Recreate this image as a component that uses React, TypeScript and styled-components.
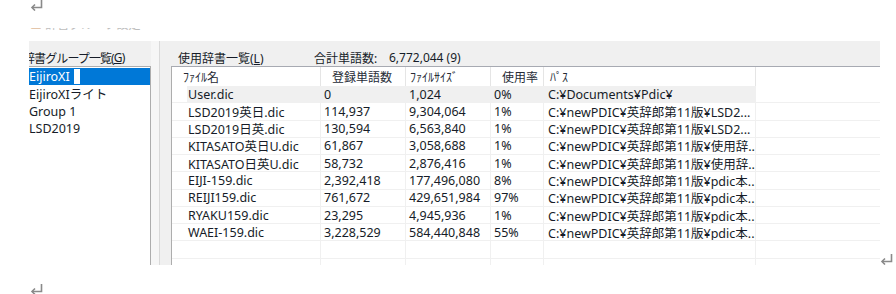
import React from "react";
import styled, { createGlobalStyle } from "styled-components";

const GlobalStyle = createGlobalStyle`
  html, body {
    margin: 0;
    padding: 0;
    background: #ffffff;
  }
  body {
    font-family: "Noto Sans", "Noto Sans CJK JP", sans-serif;
    font-size: 12.5px;
    color: #161c28;
  }
`;

const Page = styled.div`
  width: 896px;
  height: 294px;
  overflow: hidden;
`;

const MarkLine = styled.div<{ $top?: number }>`
  display: flex;
  padding-left: 30px;
  margin-top: ${(p) => p.$top || 0}px;
  height: 11px;
`;

const FadedLine = styled.div`
  margin: 17px 0 0 30px;
  height: 5px;
  overflow: hidden;
  color: #bdbdbd;
  font-size: 12px;
  line-height: 14px;
  & span {
    display: block;
    margin-top: -10px;
  }
  & b {
    color: #d39a6a;
    font-weight: normal;
  }
`;

const DialogRow = styled.div`
  display: flex;
  align-items: flex-end;
  margin: 8px 0 0 29px;
`;

const Dialog = styled.div`
  display: flex;
  width: 851px;
  height: 224px;
  background: #f0f0f0;
  overflow: hidden;
`;

const LeftPane = styled.div`
  display: flex;
  flex-direction: column;
  width: 126px;
  margin-left: -4px;
  flex-shrink: 0;
`;

const PaneLabel = styled.div`
  display: flex;
  align-items: center;
  height: 17px;
  padding-top: 8px;
  white-space: nowrap;
  font-size: 12px;
`;

const GroupLabel = styled(PaneLabel)`
  margin-left: -2px;
  letter-spacing: -0.9px;
`;

const ListBox = styled.div`
  flex: 1;
  background: #ffffff;
  border: 1px solid #adadad;
  border-bottom: none;
  padding-top: 1px;
`;

const ListItem = styled.div<{ $selected?: boolean }>`
  display: flex;
  align-items: center;
  height: 17.27px;
  padding-left: 3px;
  white-space: nowrap;
  background: ${(p) => (p.$selected ? "#0078d7" : "transparent")};
  color: ${(p) => (p.$selected ? "#ffffff" : "#161c28")};
`;

const EditCaret = styled.span`
  display: inline-block;
  width: 6px;
  height: 15px;
  margin-left: 4px;
  background: #ffffff;
`;

const Splitter = styled.div`
  width: 8px;
  flex-shrink: 0;
  background: #f6f6f6;
  border-right: 1px solid #d9d9d9;
`;

const RightPane = styled.div`
  display: flex;
  flex-direction: column;
  flex: 1;
  min-width: 0;
`;

const RightLabels = styled(PaneLabel)`
  padding-left: 18px;
`;

const LabelText = styled.span<{ $w: number }>`
  display: inline-block;
  width: ${(p) => p.$w}px;
`;

const ListView = styled.div`
  flex: 1;
  margin-left: 11px;
  background: #ffffff;
  border-top: 1px solid #a7aab2;
  border-left: 1px solid #adadad;
  overflow: hidden;
`;

const HeaderRow = styled.div`
  display: flex;
  height: 19px;
`;

const HeaderCell = styled.div<{ $w: number; $pad: number }>`
  box-sizing: border-box;
  width: ${(p) => p.$w}px;
  padding-left: ${(p) => p.$pad}px;
  border-right: 1px solid #e5e5e5;
  display: flex;
  align-items: center;
  font-size: 12px;
  color: #262b36;
  white-space: nowrap;
`;

const Row = styled.div`
  display: flex;
  box-sizing: border-box;
  height: 17.27px;
  border-bottom: 1px solid #f0f0f0;
`;

const Indent = styled.div`
  width: 15px;
  flex-shrink: 0;
`;

const RowBody = styled.div<{ $hot?: boolean }>`
  display: flex;
  background: ${(p) => (p.$hot ? "#f0f0f0" : "transparent")};
`;

const Cell = styled.div<{ $w: number; $pad: number }>`
  box-sizing: border-box;
  width: ${(p) => p.$w}px;
  padding-left: ${(p) => p.$pad}px;
  border-right: 1px solid #f0f0f0;
  display: flex;
  align-items: center;
  white-space: nowrap;
  overflow: hidden;
`;

function ReturnMark() {
  return (
    <svg width="13" height="11" viewBox="0 0 13 11">
      <path d="M11.5 0 V7.5 H2" fill="none" stroke="#8a8a8a" strokeWidth="1.6" />
      <path d="M5 4.5 L2 7.5 L5 10.5" fill="none" stroke="#8a8a8a" strokeWidth="1.6" />
    </svg>
  );
}

const headers = [
  { label: "ﾌｧｲﾙ名", w: 149, pad: 11 },
  { label: "登録単語数", w: 85, pad: 11 },
  { label: "ﾌｧｲﾙｻｲｽﾞ", w: 85, pad: 4 },
  { label: "使用率", w: 53, pad: 11 },
  { label: "ﾊﾟｽ", w: 212, pad: 6 },
];

const cellCols = [
  { w: 134, pad: 1 },
  { w: 85, pad: 3 },
  { w: 85, pad: 3 },
  { w: 53, pad: 3 },
  { w: 212, pad: 4 },
];

const rows = [
  ["User.dic", "0", "1,024", "0%", "C:¥Documents¥Pdic¥"],
  ["LSD2019英日.dic", "114,937", "9,304,064", "1%", "C:¥newPDIC¥英辞郎第11版¥LSD2..."],
  ["LSD2019日英.dic", "130,594", "6,563,840", "1%", "C:¥newPDIC¥英辞郎第11版¥LSD2..."],
  ["KITASATO英日U.dic", "61,867", "3,058,688", "1%", "C:¥newPDIC¥英辞郎第11版¥使用辞..."],
  ["KITASATO日英U.dic", "58,732", "2,876,416", "1%", "C:¥newPDIC¥英辞郎第11版¥使用辞..."],
  ["EIJI-159.dic", "2,392,418", "177,496,080", "8%", "C:¥newPDIC¥英辞郎第11版¥pdic本..."],
  ["REIJI159.dic", "761,672", "429,651,984", "97%", "C:¥newPDIC¥英辞郎第11版¥pdic本..."],
  ["RYAKU159.dic", "23,295", "4,945,936", "1%", "C:¥newPDIC¥英辞郎第11版¥pdic本..."],
  ["WAEI-159.dic", "3,228,529", "584,440,848", "55%", "C:¥newPDIC¥英辞郎第11版¥pdic本..."],
  ["", "", "", "", ""],
  ["", "", "", "", ""],
];

const groups = ["EijiroXI", "EijiroXIライト", "Group 1", "LSD2019"];

export default function App() {
  return (
    <Page>
      <GlobalStyle />
      <MarkLine>
        <ReturnMark />
      </MarkLine>
      <FadedLine>
        <span>
          <b>■</b> 辞書グループ設定
        </span>
      </FadedLine>
      <DialogRow>
        <Dialog>
          <LeftPane>
            <GroupLabel>
              辞書グループ一覧(<u>G</u>)
            </GroupLabel>
            <ListBox>
              {groups.map((g, i) => (
                <ListItem key={g} $selected={i === 0}>
                  {g}
                  {i === 0 && <EditCaret />}
                </ListItem>
              ))}
            </ListBox>
          </LeftPane>
          <Splitter />
          <RightPane>
            <RightLabels>
              <LabelText $w={136}>
                使用辞書一覧(<u>L</u>)
              </LabelText>
              <LabelText $w={75}>合計単語数:</LabelText>
              <span>6,772,044 (9)</span>
            </RightLabels>
            <ListView>
              <HeaderRow>
                {headers.map((h) => (
                  <HeaderCell key={h.label} $w={h.w} $pad={h.pad}>
                    {h.label}
                  </HeaderCell>
                ))}
              </HeaderRow>
              {rows.map((r, i) => (
                <Row key={i}>
                  <Indent />
                  <RowBody $hot={i === 0}>
                    {r.map((v, j) => (
                      <Cell key={j} $w={cellCols[j].w} $pad={cellCols[j].pad}>
                        {v}
                      </Cell>
                    ))}
                  </RowBody>
                </Row>
              ))}
            </ListView>
          </RightPane>
        </Dialog>
        <ReturnMark />
      </DialogRow>
      <MarkLine $top={19}>
        <ReturnMark />
      </MarkLine>
    </Page>
  );
}
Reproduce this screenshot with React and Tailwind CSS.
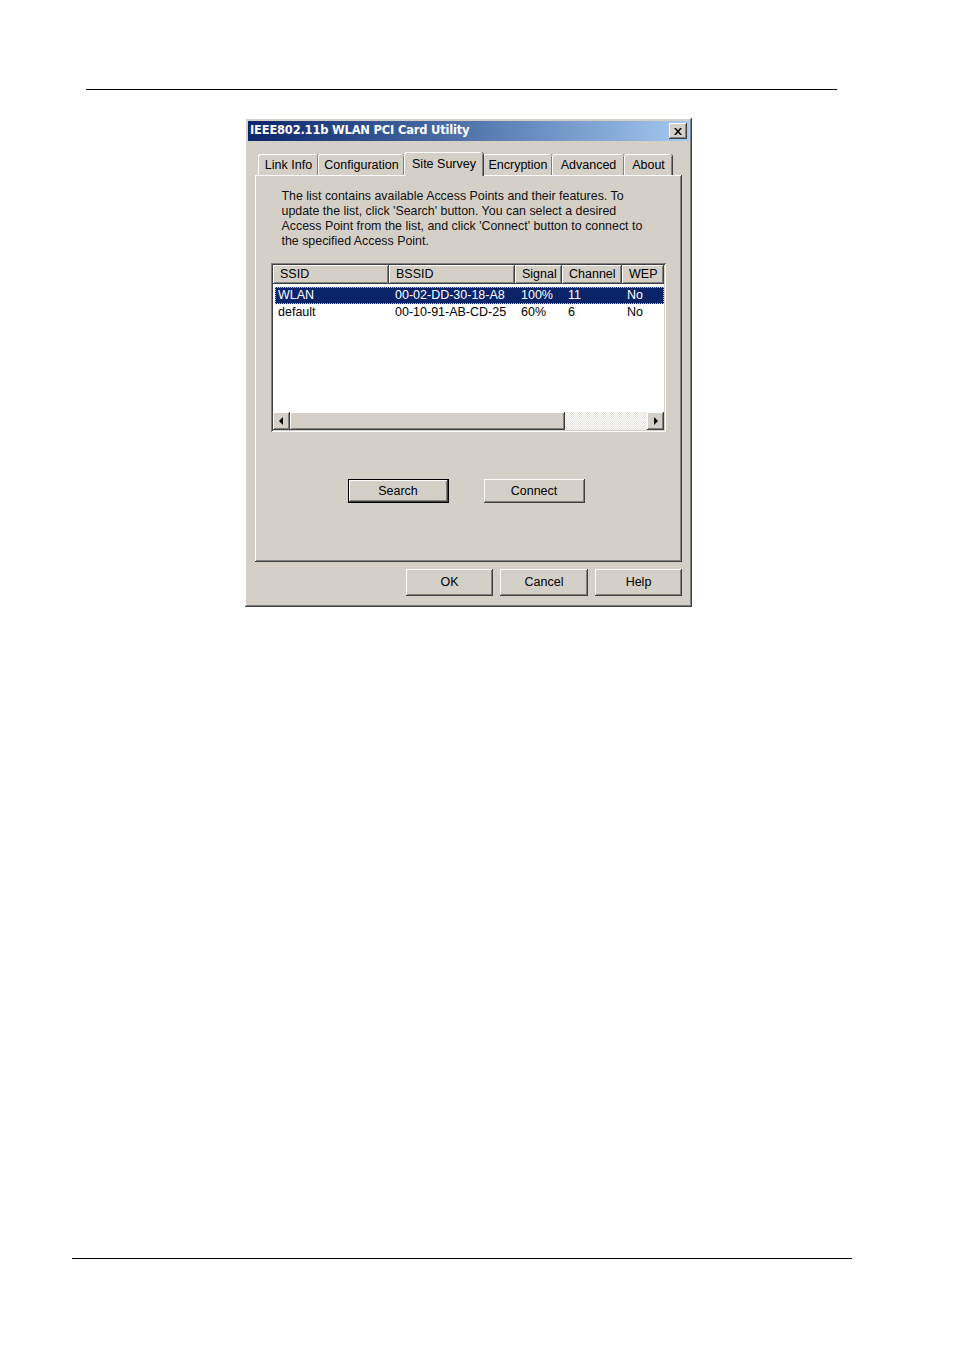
import React from "react";

const raised =
  "shadow-[inset_-1px_-1px_#404040,inset_1px_1px_#ffffff,inset_-2px_-2px_#808080,inset_2px_2px_#d4d0c8]";
const sunken =
  "shadow-[inset_1px_1px_#808080,inset_-1px_-1px_#ffffff,inset_2px_2px_#404040,inset_-2px_-2px_#d4d0c8]";

const tabs = [
  { label: "Link Info", w: "w-[60px]" },
  { label: "Configuration", w: "w-[86px]" },
  { label: "Site Survey", w: "w-[79px]", active: true },
  { label: "Encryption", w: "w-[69px]" },
  { label: "Advanced", w: "w-[72px]" },
  { label: "About", w: "w-[48px]" },
];

const columns = [
  { label: "SSID", w: "w-[116px]" },
  { label: "BSSID", w: "w-[126px]" },
  { label: "Signal", w: "w-[47px]" },
  { label: "Channel", w: "w-[60px]" },
  { label: "WEP", w: "w-[42px]" },
];

const rows = [
  ["WLAN", "00-02-DD-30-18-A8", "100%", "11", "No"],
  ["default", "00-10-91-AB-CD-25", "60%", "6", "No"],
];

const Button = ({ children, className, isDefault }) => (
  <button
    className={`flex items-center justify-center bg-[#d4d0c8] text-[12.5px] text-black ${
      isDefault ? "border border-black shadow-[inset_-1px_-1px_#404040,inset_1px_1px_#ffffff,inset_-2px_-2px_#808080]" : raised
    } ${className}`}
  >
    {children}
  </button>
);

const Arrow = ({ dir }) => (
  <div className={`flex h-[18px] w-[17px] items-center justify-center bg-[#d4d0c8] ${raised}`}>
    <svg width="5" height="8" viewBox="0 0 5 8">
      {dir === "left" ? <path d="M4 0v8L0 4z" fill="#000" /> : <path d="M1 0v8l4-4z" fill="#000" />}
    </svg>
  </div>
);

export default function App() {
  return (
    <div className="flex min-h-[1351px] w-[954px] flex-col bg-white font-['Liberation_Sans',Arial,sans-serif]">
      <div className="ml-[86px] mt-[89px] h-px w-[751px] bg-black" />

      {/* DIALOG */}
      <div className={`ml-[245px] mt-[28px] flex h-[489px] w-[447px] flex-col bg-[#d4d0c8] p-[3px] ${raised}`}>
        {/* TITLE BAR */}
        <div className="flex h-[20px] items-center justify-between bg-gradient-to-r from-[#0a246a] to-[#a6caf0] pl-[2px] pr-[2px]">
          <span className="font-['DejaVu_Sans',Verdana,sans-serif] text-[11.5px] font-bold tracking-[-0.2px] text-white">
            IEEE802.11b WLAN PCI Card Utility
          </span>
          <div className={`flex h-[16px] w-[18px] items-center justify-center bg-[#d4d0c8] ${raised}`}>
            <svg width="8" height="7" viewBox="0 0 8 7">
              <path d="M0 0h2l2 2.5L6 0h2L5 3.5 8 7H6L4 4.5 2 7H0l3-3.5z" fill="#000" />
            </svg>
          </div>
        </div>

        {/* TABS */}
        <div className="ml-[10px] mt-[10px] flex h-[24px] items-end">
          {tabs.map((t) =>
            t.active ? (
              <div
                key={t.label}
                className={`relative z-10 -mb-px flex h-[24px] ${t.w} items-start justify-center rounded-t-[3px] border-l border-t border-white bg-[#d4d0c8] pt-[2px] text-[12.5px] shadow-[inset_-1px_0_#808080,1px_0_#404040]`}
              >
                {t.label}
              </div>
            ) : (
              <div
                key={t.label}
                className={`flex h-[21px] ${t.w} items-center justify-center rounded-t-[3px] border-l border-t border-white text-[12.5px] shadow-[inset_-1px_0_#808080,1px_0_#404040]`}
              >
                {t.label}
              </div>
            )
          )}
        </div>

        {/* PANEL */}
        <div className={`ml-[7px] flex h-[387px] w-[427px] flex-col items-center ${raised}`}>
          <p className="mt-[14px] w-[374px] text-[12.4px] leading-[15px] text-[#111]">
            The list contains available Access Points and their features. To
            <br />
            update the list, click 'Search' button. You can select a desired
            <br />
            Access Point from the list, and click 'Connect' button to connect to
            <br />
            the specified Access Point.
          </p>

          {/* LIST */}
          <div className={`mt-[14px] flex h-[169px] w-[395px] flex-col bg-white p-[2px] ${sunken}`}>
            <div className="flex h-[19px]">
              {columns.map((c) => (
                <div
                  key={c.label}
                  className={`flex ${c.w} items-center bg-[#d4d0c8] pl-[7px] text-[12.5px] ${raised}`}
                >
                  {c.label}
                </div>
              ))}
            </div>
            <div className="mt-[3px] flex flex-1 flex-col pl-[2px]">
              {rows.map((r, i) => (
                <div
                  key={r[0]}
                  className={`flex h-[17px] items-center text-[12.5px] ${
                    i === 0 ? "bg-[#0a246a] text-white outline-1 outline-dotted outline-offset-[-1px] outline-[#d8c86a]" : "text-black"
                  }`}
                >
                  <span className="w-[120px] pl-[3px]">{r[0]}</span>
                  <span className="w-[126px]">{r[1]}</span>
                  <span className="w-[47px]">{r[2]}</span>
                  <span className="w-[59px]">{r[3]}</span>
                  <span>{r[4]}</span>
                </div>
              ))}
            </div>
            {/* SCROLLBAR */}
            <div className="flex h-[18px]">
              <Arrow dir="left" />
              <div className={`h-[18px] w-[275px] bg-[#d4d0c8] ${raised}`} />
              <div className="h-[18px] flex-1 bg-[repeating-conic-gradient(#ffffff_0_25%,#e4e2dc_0_50%)] bg-[length:2px_2px]" />
              <Arrow dir="right" />
            </div>
          </div>

          <div className="mr-[5px] mt-[47px] flex gap-[35px]">
            <Button isDefault className="h-[24px] w-[101px]">Search</Button>
            <Button className="h-[24px] w-[101px]">Connect</Button>
          </div>
        </div>

        {/* FOOTER BUTTONS */}
        <div className="mt-[7px] flex justify-end gap-[7px] pr-[7px]">
          <Button className="h-[27px] w-[87px]">OK</Button>
          <Button className="h-[27px] w-[88px]">Cancel</Button>
          <Button className="h-[27px] w-[87px]">Help</Button>
        </div>
      </div>

      <div className="ml-[72px] mt-[651px] h-px w-[780px] bg-black" />
    </div>
  );
}
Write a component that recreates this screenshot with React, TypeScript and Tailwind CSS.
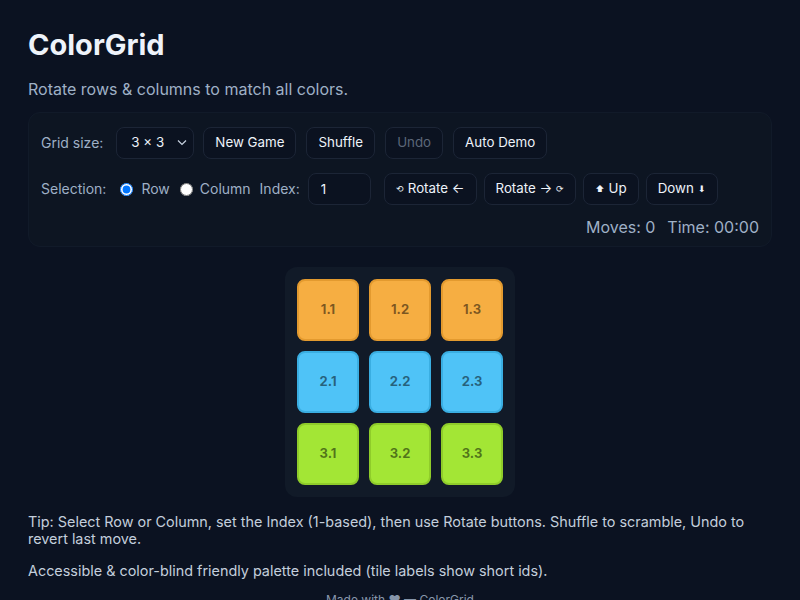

■ REQUEST:
Repeat only the lines from the one holding "Reproduce this screenshot" to the one holding "mt-[89px] h-px w-[751px]", both ends included, and drop the images.

■ TASK OUTPUT:
Reproduce this screenshot with React and Tailwind CSS.
import React from "react";

const raised =
  "shadow-[inset_-1px_-1px_#404040,inset_1px_1px_#ffffff,inset_-2px_-2px_#808080,inset_2px_2px_#d4d0c8]";
const sunken =
  "shadow-[inset_1px_1px_#808080,inset_-1px_-1px_#ffffff,inset_2px_2px_#404040,inset_-2px_-2px_#d4d0c8]";

const tabs = [
  { label: "Link Info", w: "w-[60px]" },
  { label: "Configuration", w: "w-[86px]" },
  { label: "Site Survey", w: "w-[79px]", active: true },
  { label: "Encryption", w: "w-[69px]" },
  { label: "Advanced", w: "w-[72px]" },
  { label: "About", w: "w-[48px]" },
];

const columns = [
  { label: "SSID", w: "w-[116px]" },
  { label: "BSSID", w: "w-[126px]" },
  { label: "Signal", w: "w-[47px]" },
  { label: "Channel", w: "w-[60px]" },
  { label: "WEP", w: "w-[42px]" },
];

const rows = [
  ["WLAN", "00-02-DD-30-18-A8", "100%", "11", "No"],
  ["default", "00-10-91-AB-CD-25", "60%", "6", "No"],
];

const Button = ({ children, className, isDefault }) => (
  <button
    className={`flex items-center justify-center bg-[#d4d0c8] text-[12.5px] text-black ${
      isDefault ? "border border-black shadow-[inset_-1px_-1px_#404040,inset_1px_1px_#ffffff,inset_-2px_-2px_#808080]" : raised
    } ${className}`}
  >
    {children}
  </button>
);

const Arrow = ({ dir }) => (
  <div className={`flex h-[18px] w-[17px] items-center justify-center bg-[#d4d0c8] ${raised}`}>
    <svg width="5" height="8" viewBox="0 0 5 8">
      {dir === "left" ? <path d="M4 0v8L0 4z" fill="#000" /> : <path d="M1 0v8l4-4z" fill="#000" />}
    </svg>
  </div>
);

export default function App() {
  return (
    <div className="flex min-h-[1351px] w-[954px] flex-col bg-white font-['Liberation_Sans',Arial,sans-serif]">
      <div className="ml-[86px] mt-[89px] h-px w-[751px] bg-black" />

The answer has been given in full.